America vs. Human Rights

“The United States has long regarded itself as a beacon of human rights, as evidenced by an enlightened constitution, judicial independence, and a civil society grounded in strong traditions of free speech and press freedom. But the reality is more complex; for decades, civil rights and civil liberties groups have exposed constitutional violations and challenged abusive policies and practices. In recent years, as well, international human rights monitors have documented serious gaps in U.S. protections of the human rights of vulnerable groups. Both federal and state governments have nonetheless resisted applying to the U.S. the standards that, rightly, the U.S. applies elsewhere.”
Human Rights Watch

But human rights campaigners say it is inappropriate that the case was ever moved to the adult court system in the first place.

“Juveniles who commit crimes, while they may commit a crime just as violent as an adult’s, should receive treatment appropriate to their age and their culpability,” says Alison Parker, a senior researcher in the US programme at Human Rights Watch in New York.

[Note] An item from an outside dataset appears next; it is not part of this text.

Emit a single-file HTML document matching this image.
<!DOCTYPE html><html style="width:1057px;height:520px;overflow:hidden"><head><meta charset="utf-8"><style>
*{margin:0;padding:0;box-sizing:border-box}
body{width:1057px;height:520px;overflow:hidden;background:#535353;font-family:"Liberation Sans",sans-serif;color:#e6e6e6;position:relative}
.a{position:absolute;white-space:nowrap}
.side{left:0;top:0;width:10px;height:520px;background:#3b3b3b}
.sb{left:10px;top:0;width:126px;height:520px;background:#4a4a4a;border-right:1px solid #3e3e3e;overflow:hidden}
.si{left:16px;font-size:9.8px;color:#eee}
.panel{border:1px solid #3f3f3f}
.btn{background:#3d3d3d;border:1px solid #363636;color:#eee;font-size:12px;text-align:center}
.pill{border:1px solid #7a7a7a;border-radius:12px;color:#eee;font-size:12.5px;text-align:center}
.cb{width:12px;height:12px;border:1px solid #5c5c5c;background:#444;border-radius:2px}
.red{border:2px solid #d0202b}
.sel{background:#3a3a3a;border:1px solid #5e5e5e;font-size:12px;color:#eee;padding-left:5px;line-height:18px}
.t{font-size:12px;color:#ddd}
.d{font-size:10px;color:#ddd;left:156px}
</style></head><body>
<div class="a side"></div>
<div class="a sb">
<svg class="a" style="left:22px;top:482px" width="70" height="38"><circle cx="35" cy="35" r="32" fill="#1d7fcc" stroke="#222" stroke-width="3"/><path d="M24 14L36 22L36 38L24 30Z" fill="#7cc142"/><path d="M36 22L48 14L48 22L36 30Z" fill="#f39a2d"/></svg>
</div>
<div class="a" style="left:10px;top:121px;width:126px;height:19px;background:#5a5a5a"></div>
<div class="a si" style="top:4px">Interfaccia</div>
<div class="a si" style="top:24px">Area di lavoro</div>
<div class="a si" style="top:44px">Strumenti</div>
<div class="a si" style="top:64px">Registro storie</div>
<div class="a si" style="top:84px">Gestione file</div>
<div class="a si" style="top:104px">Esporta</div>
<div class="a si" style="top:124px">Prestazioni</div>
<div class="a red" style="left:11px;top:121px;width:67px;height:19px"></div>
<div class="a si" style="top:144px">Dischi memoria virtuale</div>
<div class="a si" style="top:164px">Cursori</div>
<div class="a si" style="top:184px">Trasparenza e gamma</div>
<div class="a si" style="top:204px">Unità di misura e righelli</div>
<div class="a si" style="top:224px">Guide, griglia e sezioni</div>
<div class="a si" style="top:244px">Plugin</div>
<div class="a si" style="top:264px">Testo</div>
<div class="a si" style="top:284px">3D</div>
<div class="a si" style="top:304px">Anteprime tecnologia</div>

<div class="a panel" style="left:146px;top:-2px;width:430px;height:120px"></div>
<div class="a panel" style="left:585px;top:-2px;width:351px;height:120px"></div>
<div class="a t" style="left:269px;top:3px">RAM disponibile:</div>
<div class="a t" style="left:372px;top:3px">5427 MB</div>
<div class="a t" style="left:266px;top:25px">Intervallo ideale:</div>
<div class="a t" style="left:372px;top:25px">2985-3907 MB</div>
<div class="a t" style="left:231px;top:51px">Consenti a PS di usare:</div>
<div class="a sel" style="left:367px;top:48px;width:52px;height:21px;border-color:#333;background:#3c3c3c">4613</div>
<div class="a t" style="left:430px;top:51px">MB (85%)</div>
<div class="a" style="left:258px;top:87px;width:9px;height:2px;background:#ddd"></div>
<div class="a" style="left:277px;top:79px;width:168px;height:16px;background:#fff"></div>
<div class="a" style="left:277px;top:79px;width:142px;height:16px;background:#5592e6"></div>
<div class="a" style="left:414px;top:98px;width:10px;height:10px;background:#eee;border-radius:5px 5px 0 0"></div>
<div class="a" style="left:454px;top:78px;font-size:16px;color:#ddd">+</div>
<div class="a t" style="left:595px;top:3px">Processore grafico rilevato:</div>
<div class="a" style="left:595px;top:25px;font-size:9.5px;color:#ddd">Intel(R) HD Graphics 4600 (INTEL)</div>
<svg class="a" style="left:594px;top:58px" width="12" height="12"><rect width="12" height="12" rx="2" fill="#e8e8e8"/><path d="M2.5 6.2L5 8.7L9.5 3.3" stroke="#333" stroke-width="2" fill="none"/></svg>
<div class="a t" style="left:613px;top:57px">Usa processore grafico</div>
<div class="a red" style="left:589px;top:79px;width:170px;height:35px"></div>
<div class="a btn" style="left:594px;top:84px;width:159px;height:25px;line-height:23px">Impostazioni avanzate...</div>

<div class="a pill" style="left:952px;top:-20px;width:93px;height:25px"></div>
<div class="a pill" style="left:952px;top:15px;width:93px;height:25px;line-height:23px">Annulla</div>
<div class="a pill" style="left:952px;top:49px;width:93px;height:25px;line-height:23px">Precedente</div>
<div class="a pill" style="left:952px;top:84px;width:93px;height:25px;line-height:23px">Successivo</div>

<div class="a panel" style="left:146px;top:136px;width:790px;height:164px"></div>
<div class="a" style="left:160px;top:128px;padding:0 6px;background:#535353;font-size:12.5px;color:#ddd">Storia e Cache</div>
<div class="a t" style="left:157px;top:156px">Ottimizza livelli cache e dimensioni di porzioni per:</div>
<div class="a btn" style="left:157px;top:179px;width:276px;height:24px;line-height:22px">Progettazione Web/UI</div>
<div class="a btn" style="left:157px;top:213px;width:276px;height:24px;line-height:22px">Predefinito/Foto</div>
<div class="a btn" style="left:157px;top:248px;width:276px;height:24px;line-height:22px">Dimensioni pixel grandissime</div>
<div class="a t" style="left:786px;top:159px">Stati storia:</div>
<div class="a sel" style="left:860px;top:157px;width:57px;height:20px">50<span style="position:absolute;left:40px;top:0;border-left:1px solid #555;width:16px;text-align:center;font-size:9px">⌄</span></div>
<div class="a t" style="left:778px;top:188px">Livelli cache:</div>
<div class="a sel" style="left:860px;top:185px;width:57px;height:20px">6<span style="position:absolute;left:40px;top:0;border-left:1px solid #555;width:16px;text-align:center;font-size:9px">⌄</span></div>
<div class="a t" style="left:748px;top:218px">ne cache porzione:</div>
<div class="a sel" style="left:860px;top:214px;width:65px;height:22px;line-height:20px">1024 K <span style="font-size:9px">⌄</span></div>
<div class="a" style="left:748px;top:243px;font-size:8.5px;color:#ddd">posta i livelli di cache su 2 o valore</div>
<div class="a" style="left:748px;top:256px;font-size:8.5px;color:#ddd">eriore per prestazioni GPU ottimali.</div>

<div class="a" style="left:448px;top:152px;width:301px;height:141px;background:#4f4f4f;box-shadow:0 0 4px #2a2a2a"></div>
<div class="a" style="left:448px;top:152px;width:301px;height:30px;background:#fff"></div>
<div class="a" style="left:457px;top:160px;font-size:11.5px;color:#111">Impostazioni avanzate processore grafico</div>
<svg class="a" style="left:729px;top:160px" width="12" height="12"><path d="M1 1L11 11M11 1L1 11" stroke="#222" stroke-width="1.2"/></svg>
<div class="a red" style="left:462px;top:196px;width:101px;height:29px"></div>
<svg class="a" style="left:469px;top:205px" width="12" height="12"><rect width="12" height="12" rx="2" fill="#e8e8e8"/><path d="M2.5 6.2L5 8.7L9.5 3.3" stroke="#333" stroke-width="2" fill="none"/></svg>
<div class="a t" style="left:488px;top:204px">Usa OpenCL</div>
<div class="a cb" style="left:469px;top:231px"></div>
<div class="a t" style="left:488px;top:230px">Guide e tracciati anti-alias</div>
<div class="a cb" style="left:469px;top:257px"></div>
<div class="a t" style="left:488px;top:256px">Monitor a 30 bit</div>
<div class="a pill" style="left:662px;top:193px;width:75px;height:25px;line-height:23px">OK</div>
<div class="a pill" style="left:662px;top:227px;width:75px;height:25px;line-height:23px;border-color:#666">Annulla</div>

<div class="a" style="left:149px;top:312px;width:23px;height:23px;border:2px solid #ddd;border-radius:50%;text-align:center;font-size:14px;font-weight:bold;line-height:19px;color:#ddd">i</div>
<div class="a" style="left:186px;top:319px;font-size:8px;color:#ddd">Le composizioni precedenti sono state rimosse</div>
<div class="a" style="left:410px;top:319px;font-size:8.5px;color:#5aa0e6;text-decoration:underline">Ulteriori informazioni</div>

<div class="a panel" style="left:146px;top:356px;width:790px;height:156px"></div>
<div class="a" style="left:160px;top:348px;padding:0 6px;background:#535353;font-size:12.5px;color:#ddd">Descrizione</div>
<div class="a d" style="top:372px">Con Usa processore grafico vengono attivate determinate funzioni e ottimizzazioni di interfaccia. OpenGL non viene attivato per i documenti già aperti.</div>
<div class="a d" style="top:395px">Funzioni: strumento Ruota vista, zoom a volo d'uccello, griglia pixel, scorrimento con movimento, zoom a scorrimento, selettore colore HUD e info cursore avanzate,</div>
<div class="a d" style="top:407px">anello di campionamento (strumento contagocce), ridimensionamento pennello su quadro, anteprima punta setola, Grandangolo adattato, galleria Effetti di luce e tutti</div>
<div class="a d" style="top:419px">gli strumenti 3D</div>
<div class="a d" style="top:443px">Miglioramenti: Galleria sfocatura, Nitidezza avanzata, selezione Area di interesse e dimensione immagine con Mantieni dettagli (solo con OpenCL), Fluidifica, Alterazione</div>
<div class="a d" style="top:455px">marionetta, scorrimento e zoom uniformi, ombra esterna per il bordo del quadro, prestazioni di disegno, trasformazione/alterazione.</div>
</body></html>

While she is not familiar with the specifics of the Esmie Tseng case, she says an increasing number of minors are being tried as adults in the US.

The New York Times has reported that about 9,700 Americans are serving sentences as adults for crimes they committed as minors.

“They are still children. Our laws define them as children. They can’t sign legally binding contracts, they can’t vote, they can’t smoke, they can’t drink,” Ms Parker says.

“It is not that they shouldn’t be punished, but the punishment should be commensurate with who the offender is,” she argues.

She says Human Rights Watch has documented cases where minors in the adult correctional system suffer abuse - particularly in the case of girls, because there are comparatively few in the system.

Rick Buehler, head of staff training at the Topeka prison where Esmie is likely to serve her time, says there are no separate facilities for minors there.

She would not be the youngest person ever sent there, he says, but the staff “would be concerned about somebody so young”.

Right sentence?

Mr Horwitz is certainly concerned.

“There are truly hardened people there,” he says of the prison.

“If you were to sit down with this girl for five minutes, you would know she is not in any way, shape or form a threat to society. This was a domestic issue with tragic results.”

But the district attorney remains steadfast in the face of such arguments.

“People have to remember that she committed an incredibly heinous crime. I refuse to buy into this thing that she is a babe in the woods who is going to get victimised.”